While forward-thinking merchants favor composable architecture, there is a significant downside; performance. Because data in a composable stack is distributed among many backend systems, the front end must call each system's API and load multiple vendor SDKs. These excess calls significantly increase the size of the JavaScript payload, add complexity to the storefront's codebase, and degrade performance. This composable approach is a performance anti-pattern and may negate all of the merchant's work to go headless in the first place.
A composable commerce stack built with data orchestration technology like Nacelle is a superior solution to this problem. Data from all composed systems are meshed, normalized, and stored with Nacelle's highly performant database technology. With this architecture, a single API call can deliver data that originated from multiple systems. The result is better performance and a cleaner codebase. Further, since Nacelle acts as a layer of abstraction, significant refactoring to the front end can be avoided when changing your composable components.
Once essential best-of-breed systems are added, the legacy system becomes superfluous. It can be dropped from the stack without refactoring front-end code, thus completing the Strangler Pattern.
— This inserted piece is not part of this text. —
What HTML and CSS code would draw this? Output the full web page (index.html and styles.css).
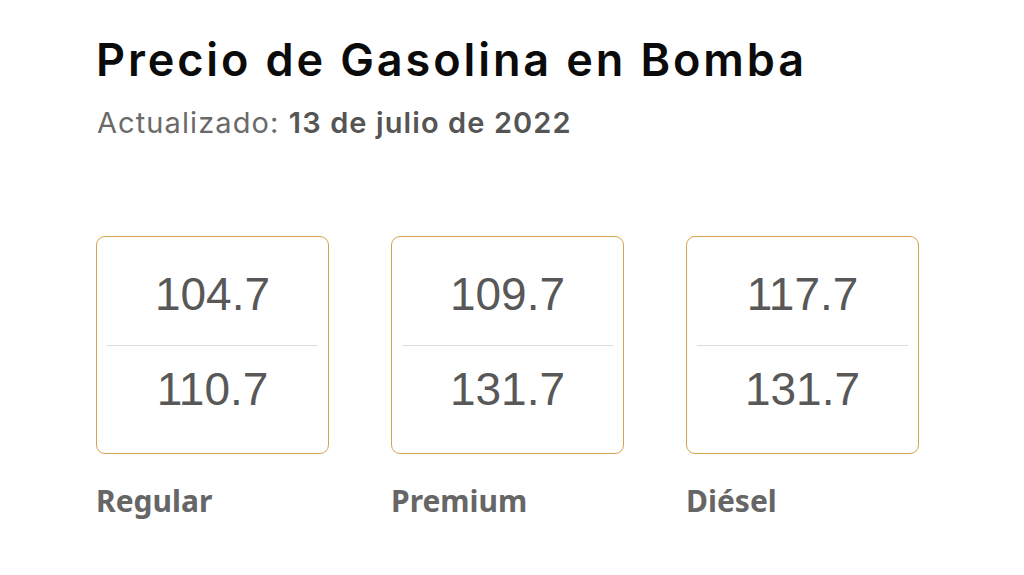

Headless commerce, when properly implemented with PWA single-page application technology, can add significant business benefits in the form of increased conversion rates and AOVs. Since the single-page effect drives these improvements, merchants will want to implement a PWA across their online shopping experience at once.
They should opt for a Strangler Pattern focusing on this business value first. Further, the ideal upgrade should not require a rip-and-replace approach to data migration. Instead, backend business systems should be replaced piecemeal while showing ROI on the storefront. Eventually, the legacy system can be dropped from the stack once best-of-breed vendors are composed into the stack. The end result is faster time-to-market, lowered migration risks, and an overall lower cost of implementation.